[PROBLEM DETAILS]:
Transcribe the data in full and exactly, omitting any pictures.

[DATA SEGMENT]:

START

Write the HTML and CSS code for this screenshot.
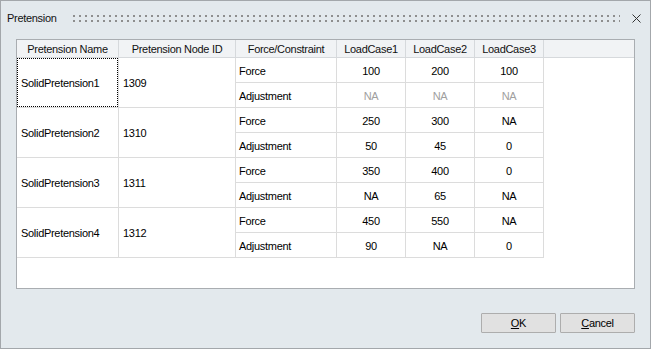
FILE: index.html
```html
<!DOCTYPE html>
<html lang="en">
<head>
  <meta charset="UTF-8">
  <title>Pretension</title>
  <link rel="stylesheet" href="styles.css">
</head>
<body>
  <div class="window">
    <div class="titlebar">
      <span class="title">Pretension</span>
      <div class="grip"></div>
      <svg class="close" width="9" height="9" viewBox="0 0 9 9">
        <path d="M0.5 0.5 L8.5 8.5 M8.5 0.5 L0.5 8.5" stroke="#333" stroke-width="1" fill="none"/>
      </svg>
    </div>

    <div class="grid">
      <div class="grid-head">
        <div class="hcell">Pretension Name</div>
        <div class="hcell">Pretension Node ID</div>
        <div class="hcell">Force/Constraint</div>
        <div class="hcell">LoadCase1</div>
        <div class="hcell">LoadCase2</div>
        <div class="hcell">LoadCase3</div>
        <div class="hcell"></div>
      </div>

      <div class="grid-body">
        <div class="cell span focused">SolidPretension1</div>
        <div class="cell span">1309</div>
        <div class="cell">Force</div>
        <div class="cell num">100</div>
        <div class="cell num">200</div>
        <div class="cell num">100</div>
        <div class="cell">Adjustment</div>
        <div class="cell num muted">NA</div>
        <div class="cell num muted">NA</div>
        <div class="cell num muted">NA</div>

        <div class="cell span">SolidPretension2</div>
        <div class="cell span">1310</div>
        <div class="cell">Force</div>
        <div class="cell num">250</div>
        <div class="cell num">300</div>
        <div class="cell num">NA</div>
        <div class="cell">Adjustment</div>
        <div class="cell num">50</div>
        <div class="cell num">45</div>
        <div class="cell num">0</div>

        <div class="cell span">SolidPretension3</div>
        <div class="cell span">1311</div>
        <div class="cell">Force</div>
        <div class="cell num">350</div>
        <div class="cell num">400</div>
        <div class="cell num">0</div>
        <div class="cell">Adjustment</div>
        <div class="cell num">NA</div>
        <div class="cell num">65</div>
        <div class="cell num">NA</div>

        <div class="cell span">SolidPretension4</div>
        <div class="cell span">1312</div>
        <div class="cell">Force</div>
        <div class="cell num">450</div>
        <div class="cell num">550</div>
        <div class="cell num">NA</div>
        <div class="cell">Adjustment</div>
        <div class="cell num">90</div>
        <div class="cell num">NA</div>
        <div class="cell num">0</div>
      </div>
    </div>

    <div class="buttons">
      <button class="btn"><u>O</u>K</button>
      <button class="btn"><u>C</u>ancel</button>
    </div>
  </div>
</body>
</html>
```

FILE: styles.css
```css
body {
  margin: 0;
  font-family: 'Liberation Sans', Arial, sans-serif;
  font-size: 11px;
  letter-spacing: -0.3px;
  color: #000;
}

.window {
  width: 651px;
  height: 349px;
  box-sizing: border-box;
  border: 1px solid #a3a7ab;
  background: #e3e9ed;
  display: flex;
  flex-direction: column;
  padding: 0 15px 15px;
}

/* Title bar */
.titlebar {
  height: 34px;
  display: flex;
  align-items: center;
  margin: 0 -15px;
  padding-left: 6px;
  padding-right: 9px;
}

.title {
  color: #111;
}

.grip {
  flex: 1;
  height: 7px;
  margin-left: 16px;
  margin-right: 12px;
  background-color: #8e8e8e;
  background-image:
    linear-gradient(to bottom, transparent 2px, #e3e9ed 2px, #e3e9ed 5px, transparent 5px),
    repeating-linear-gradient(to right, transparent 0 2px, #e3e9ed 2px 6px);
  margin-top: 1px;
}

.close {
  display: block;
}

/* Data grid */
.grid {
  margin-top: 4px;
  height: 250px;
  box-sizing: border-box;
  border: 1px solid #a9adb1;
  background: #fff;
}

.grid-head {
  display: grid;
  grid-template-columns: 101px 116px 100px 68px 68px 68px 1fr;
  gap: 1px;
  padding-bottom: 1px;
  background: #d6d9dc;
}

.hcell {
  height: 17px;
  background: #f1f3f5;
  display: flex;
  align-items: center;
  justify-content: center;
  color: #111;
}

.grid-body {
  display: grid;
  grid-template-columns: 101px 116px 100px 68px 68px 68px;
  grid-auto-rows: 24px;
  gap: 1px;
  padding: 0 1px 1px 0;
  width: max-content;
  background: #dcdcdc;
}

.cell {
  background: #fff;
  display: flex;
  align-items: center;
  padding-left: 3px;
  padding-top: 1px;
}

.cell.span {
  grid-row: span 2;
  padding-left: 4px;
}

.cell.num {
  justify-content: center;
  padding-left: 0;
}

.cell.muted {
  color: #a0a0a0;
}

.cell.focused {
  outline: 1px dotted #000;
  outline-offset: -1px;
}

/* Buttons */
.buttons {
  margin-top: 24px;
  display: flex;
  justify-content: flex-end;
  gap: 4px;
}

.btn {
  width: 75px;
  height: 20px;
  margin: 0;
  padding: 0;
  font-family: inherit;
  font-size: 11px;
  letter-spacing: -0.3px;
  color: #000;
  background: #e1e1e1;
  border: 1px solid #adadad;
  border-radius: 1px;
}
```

END

[REPLY TO THE TASK]:
Write the HTML and CSS code for this screenshot.
FILE: index.html
```html
<!DOCTYPE html>
<html lang="en">
<head>
  <meta charset="UTF-8">
  <title>Pretension</title>
  <link rel="stylesheet" href="styles.css">
</head>
<body>
  <div class="window">
    <div class="titlebar">
      <span class="title">Pretension</span>
      <div class="grip"></div>
      <svg class="close" width="9" height="9" viewBox="0 0 9 9">
        <path d="M0.5 0.5 L8.5 8.5 M8.5 0.5 L0.5 8.5" stroke="#333" stroke-width="1" fill="none"/>
      </svg>
    </div>

    <div class="grid">
      <div class="grid-head">
        <div class="hcell">Pretension Name</div>
        <div class="hcell">Pretension Node ID</div>
        <div class="hcell">Force/Constraint</div>
        <div class="hcell">LoadCase1</div>
        <div class="hcell">LoadCase2</div>
        <div class="hcell">LoadCase3</div>
        <div class="hcell"></div>
      </div>

      <div class="grid-body">
        <div class="cell span focused">SolidPretension1</div>
        <div class="cell span">1309</div>
        <div class="cell">Force</div>
        <div class="cell num">100</div>
        <div class="cell num">200</div>
        <div class="cell num">100</div>
        <div class="cell">Adjustment</div>
        <div class="cell num muted">NA</div>
        <div class="cell num muted">NA</div>
        <div class="cell num muted">NA</div>

        <div class="cell span">SolidPretension2</div>
        <div class="cell span">1310</div>
        <div class="cell">Force</div>
        <div class="cell num">250</div>
        <div class="cell num">300</div>
        <div class="cell num">NA</div>
        <div class="cell">Adjustment</div>
        <div class="cell num">50</div>
        <div class="cell num">45</div>
        <div class="cell num">0</div>

        <div class="cell span">SolidPretension3</div>
        <div class="cell span">1311</div>
        <div class="cell">Force</div>
        <div class="cell num">350</div>
        <div class="cell num">400</div>
        <div class="cell num">0</div>
        <div class="cell">Adjustment</div>
        <div class="cell num">NA</div>
        <div class="cell num">65</div>
        <div class="cell num">NA</div>

        <div class="cell span">SolidPretension4</div>
        <div class="cell span">1312</div>
        <div class="cell">Force</div>
        <div class="cell num">450</div>
        <div class="cell num">550</div>
        <div class="cell num">NA</div>
        <div class="cell">Adjustment</div>
        <div class="cell num">90</div>
        <div class="cell num">NA</div>
        <div class="cell num">0</div>
      </div>
    </div>

    <div class="buttons">
      <button class="btn"><u>O</u>K</button>
      <button class="btn"><u>C</u>ancel</button>
    </div>
  </div>
</body>
</html>
```

FILE: styles.css
```css
body {
  margin: 0;
  font-family: 'Liberation Sans', Arial, sans-serif;
  font-size: 11px;
  letter-spacing: -0.3px;
  color: #000;
}

.window {
  width: 651px;
  height: 349px;
  box-sizing: border-box;
  border: 1px solid #a3a7ab;
  background: #e3e9ed;
  display: flex;
  flex-direction: column;
  padding: 0 15px 15px;
}

/* Title bar */
.titlebar {
  height: 34px;
  display: flex;
  align-items: center;
  margin: 0 -15px;
  padding-left: 6px;
  padding-right: 9px;
}

.title {
  color: #111;
}

.grip {
  flex: 1;
  height: 7px;
  margin-left: 16px;
  margin-right: 12px;
  background-color: #8e8e8e;
  background-image:
    linear-gradient(to bottom, transparent 2px, #e3e9ed 2px, #e3e9ed 5px, transparent 5px),
    repeating-linear-gradient(to right, transparent 0 2px, #e3e9ed 2px 6px);
  margin-top: 1px;
}

.close {
  display: block;
}

/* Data grid */
.grid {
  margin-top: 4px;
  height: 250px;
  box-sizing: border-box;
  border: 1px solid #a9adb1;
  background: #fff;
}

.grid-head {
  display: grid;
  grid-template-columns: 101px 116px 100px 68px 68px 68px 1fr;
  gap: 1px;
  padding-bottom: 1px;
  background: #d6d9dc;
}

.hcell {
  height: 17px;
  background: #f1f3f5;
  display: flex;
  align-items: center;
  justify-content: center;
  color: #111;
}

.grid-body {
  display: grid;
  grid-template-columns: 101px 116px 100px 68px 68px 68px;
  grid-auto-rows: 24px;
  gap: 1px;
  padding: 0 1px 1px 0;
  width: max-content;
  background: #dcdcdc;
}

.cell {
  background: #fff;
  display: flex;
  align-items: center;
  padding-left: 3px;
  padding-top: 1px;
}

.cell.span {
  grid-row: span 2;
  padding-left: 4px;
}

.cell.num {
  justify-content: center;
  padding-left: 0;
}

.cell.muted {
  color: #a0a0a0;
}

.cell.focused {
  outline: 1px dotted #000;
  outline-offset: -1px;
}

/* Buttons */
.buttons {
  margin-top: 24px;
  display: flex;
  justify-content: flex-end;
  gap: 4px;
}

.btn {
  width: 75px;
  height: 20px;
  margin: 0;
  padding: 0;
  font-family: inherit;
  font-size: 11px;
  letter-spacing: -0.3px;
  color: #000;
  background: #e1e1e1;
  border: 1px solid #adadad;
  border-radius: 1px;
}
```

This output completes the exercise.